DeeperForward: Enhanced Forward-Forward Training for Deeper and Better Performance

Part of International Conference on Representation Learning 2025 (ICLR 2025) Conference

Bibtex Paper

Authors

Liang Sun, Yang Zhang, Weizhao He, Jiajun Wen, Linlin Shen, Weicheng Xie

Abstract

While backpropagation effectively trains models, it presents challenges related to bio-plausibility, resulting in high memory demands and limited parallelism. Recently, Hinton (2022) proposed the Forward-Forward (FF) algorithm for high-parallel local updates. FF leverages squared sums as the local update target, termed goodness, and decouples goodness by normalizing the vector length to extract new features. However, this design encounters issues with feature scaling and deactivated neurons, limiting its application mainly to shallow networks.
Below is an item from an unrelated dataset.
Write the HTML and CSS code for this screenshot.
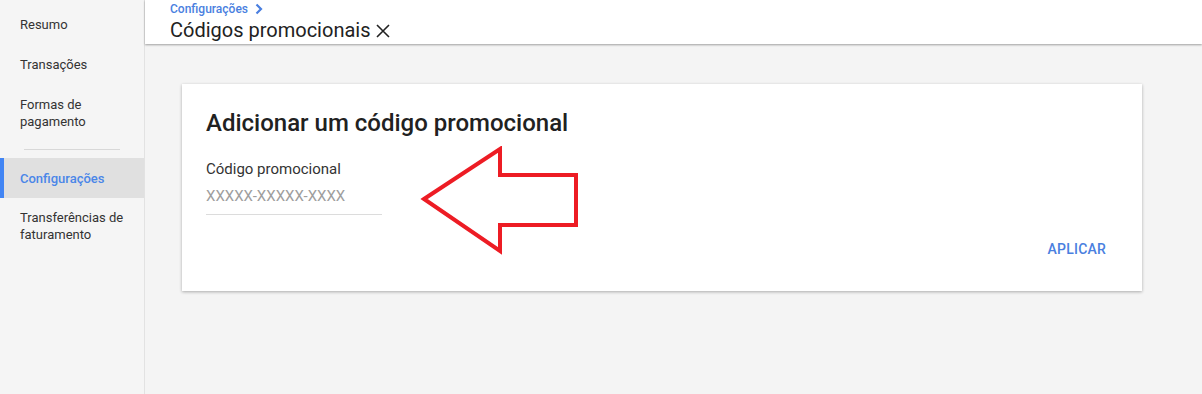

This paper proposes a novel goodness design utilizing layer normalization and mean goodness to overcome these challenges, demonstrating performance improvements even in 17-layer CNNs. Experiments on CIFAR-10, MNIST, and Fashion-MNIST show significant advantages over existing FF-based algorithms, highlighting the potential of FF in deep models. Furthermore, the model parallel strategy is proposed to achieve highly efficient training based on the property of local updates.